What Do First-year Undergraduate Law Students Say About the Program?
Posted on
January 23, 2025
Drexel University’s Kline School of Law is one of just a handful of law schools in the country with a full-fledged undergraduate program that offers a bachelor’s degree in Law. Boasting a prime location in one of the country’s largest and most historic cities, the Undergraduate Law (UGLaw) program attracts a broad array of students from across the United States, with diverse backgrounds, and a multitude of ideas about why the study of law is worthwhile.
Each student’s undergraduate experience at Kline is unique. While students take a common set of required courses, each student gets to choose a second field of interest to them, and a set of electives to pursue their specific interests and deepen their knowledge of law in a particular area.

Beren Strawser (pictured in foreground wearing a white polo shirt) is from Honolulu, but his parents grew up in Philadelphia. This, along with the opportunity to study law right away, was a major reason he chose Drexel and Kline.
“I really like the city and have this personal connection. It feels like a second home,” said Strawser. “I knew that I wanted to go into law, and the primary appeal of the program is the hands-on experience it offers, beyond the classroom—co-ops, Law Lab, plus so many opportunities to network and build connections with attorneys. It’s great for meeting people and giving you exposure to the profession. UGLaw allows you to build the career you want.”
Strawser has some relatives who are lawyers and hearing stories about their work from a young age instilled in him an interest in, even a reverence for the profession.
“My aunt was involved with a legal aid organization, and I found that to be a noble cause. It planted in me the desire to help people who can’t help themselves, people on the fringes of society.”
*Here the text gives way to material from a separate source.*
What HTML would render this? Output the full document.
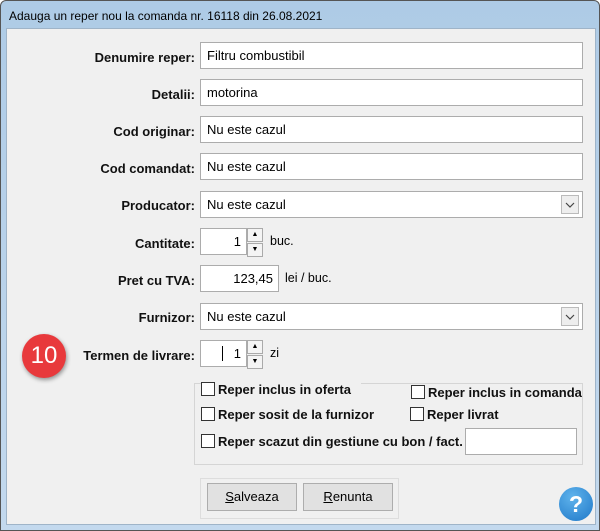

During his eventful first semester, Strawser joined the nonprofit Sharing Excess and helped to deliver donated produce from the Philadelphia Wholesale Market to low-income residents.
Strawser’s relentlessly positive attitude has allowed him to seize on many of the opportunities Drexel Kline offers for personal growth and learning beyond the classroom.
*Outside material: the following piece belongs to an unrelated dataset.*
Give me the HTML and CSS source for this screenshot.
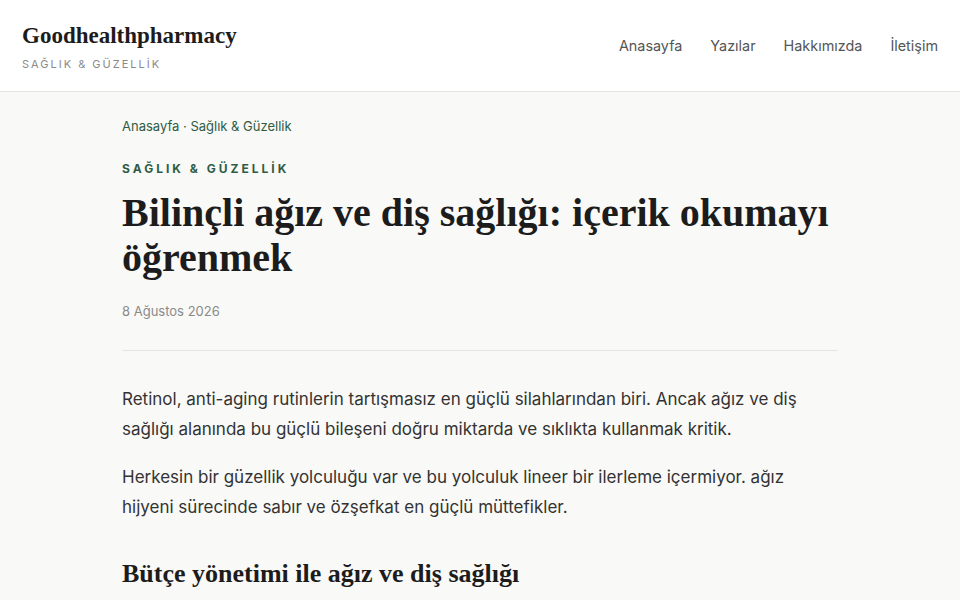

“It’s valuable to meet as many people as you can, especially those who are older and wiser…. Being independent in college means being interdependent—appreciating camaraderie, appreciating different types of people.”
Anastasia Kavounov (left), a first-year UGLaw student from Toronto, came to Kline on a varsity tennis scholarship. Drexel wasn’t the only school that recruited her to play, but during an exploratory visit to the campus, she was smitten by the city (which she said reminds her of Toronto), the team (which she says is “very international”), and the fact that Drexel Kline, of all the schools vying for her athletic talent, was the only one with an undergraduate degree in law.
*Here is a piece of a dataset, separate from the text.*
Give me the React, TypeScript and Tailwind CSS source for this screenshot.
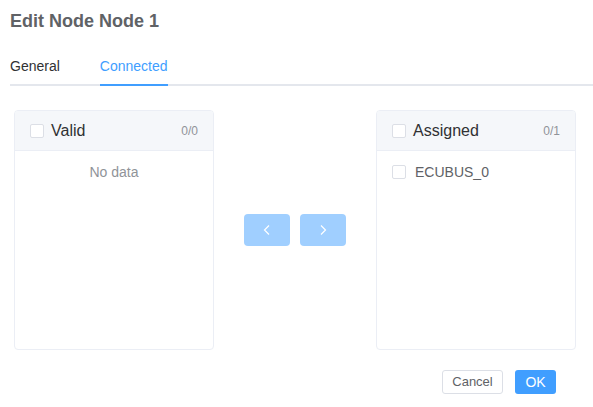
import React from "react";

// 체크박스 모양 (Element UI 스타일)
const Box = () => (
  <span className="inline-block w-[14px] h-[14px] border border-[#dcdfe6] rounded-[2px] bg-white shrink-0" />
);

const Chevron = ({ dir }: { dir: "left" | "right" }) => (
  <svg width="12" height="12" viewBox="0 0 12 12" fill="none">
    {dir === "left" ? (
      <path d="M8 1.5L3.5 6L8 10.5" stroke="white" strokeWidth="1.2" />
    ) : (
      <path d="M4 1.5L8.5 6L4 10.5" stroke="white" strokeWidth="1.2" />
    )}
  </svg>
);

type PanelProps = {
  title: string;
  count: string;
  items: string[];
};

const Panel: React.FC<PanelProps> = ({ title, count, items }) => (
  <div className="w-[200px] h-[240px] border border-[#ebeef5] rounded-[4px] overflow-hidden flex flex-col bg-white">
    <div className="h-[40px] bg-[#f5f7fa] border-b border-[#ebeef5] pl-[15px] pr-[15px] flex items-center">
      <Box />
      <span className="ml-[7px] text-[16px] text-[#303133]">{title}</span>
      <span className="ml-auto text-[12px] text-[#909399]">{count}</span>
    </div>
    <div className="pt-[6px]">
      {items.length === 0 ? (
        <div className="h-[30px] leading-[30px] text-center text-[14px] text-[#909399]">
          No data
        </div>
      ) : (
        items.map((it) => (
          <div key={it} className="h-[30px] pl-[15px] flex items-center">
            <Box />
            <span className="ml-[9px] text-[14px] text-[#606266]">{it}</span>
          </div>
        ))
      )}
    </div>
  </div>
);

export default function App() {
  return (
    <div
      className="w-[593px] h-[407px] bg-white overflow-hidden"
      style={{ fontFamily: '"Liberation Sans", Arial, sans-serif' }}
    >
      {/* 제목 */}
      <div className="pt-[9px] pl-[10px] h-[33px] leading-[24px] text-[18px] font-bold text-[#606266]">
        Edit Node Node 1
      </div>

      {/* 탭 */}
      <div className="mt-[15px] ml-[10px] relative">
        <div className="flex h-[36px] items-center text-[14px]">
          <div className="pr-[20px] text-[#303133]">General</div>
          <div className="px-[20px] text-[#409eff] relative h-full flex items-center">
            Connected
          </div>
        </div>
        <div className="h-[2px] bg-[#e4e7ed] relative">
          <div className="absolute left-[90px] top-0 w-[68px] h-[2px] bg-[#409eff]" />
        </div>
      </div>

      {/* 트랜스퍼 */}
      <div className="mt-[24px] pl-[14px] flex items-center">
        <Panel title="Valid" count="0/0" items={[]} />
        <div className="mx-[30px] flex gap-[10px]">
          <button className="w-[46px] h-[32px] rounded-[4px] bg-[#a0cfff] flex items-center justify-center">
            <Chevron dir="left" />
          </button>
          <button className="w-[46px] h-[32px] rounded-[4px] bg-[#a0cfff] flex items-center justify-center">
            <Chevron dir="right" />
          </button>
        </div>
        <Panel title="Assigned" count="0/1" items={["ECUBUS_0"]} />
      </div>

      {/* 하단 버튼 */}
      <div className="mt-[20px] pr-[37px] flex justify-end gap-[12px]">
        <button className="w-[61px] h-[24px] border border-[#dcdfe6] rounded-[3px] bg-white text-[13px] text-[#606266]">
          Cancel
        </button>
        <button className="w-[41px] h-[24px] rounded-[3px] bg-[#409eff] text-[14px] text-white">
          OK
        </button>
      </div>
    </div>
  );
}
“Before Drexel, I was still figuring out what I wanted to do outside of tennis, which has consumed a good part of my life,” she said. “The undergrad Law major was perfect, in combination with the scholarship and my all-around positive feelings about the campus, the people—the whole deal.”
Given her immersion in sports and the seismic changes now sweeping through college athletics, Kavounov is interested in pursuing a career in sports law. “College sports has become a new, exciting landscape, which has pluses and minuses. You have to proactively find clients, far more than if you’re working at a law firm… Right now, it’s sort of the ‘wild west’ of the legal profession.”
The recent introduction of name, image and likeness (NIL) rules are transforming college sports just as Kavounov is beginning her legal education. At Drexel Kline she has had multiple opportunities to explore this emerging, dynamic field.
One of the many events she attended this fall featured a prominent sports lawyer, an experience she called “incredibly eye-opening.” And for her LAW 101: Law & Society class she wrote a paper on NIL which gave her the chance to immerse herself in the topic and explore its implications far more deeply than she had expected.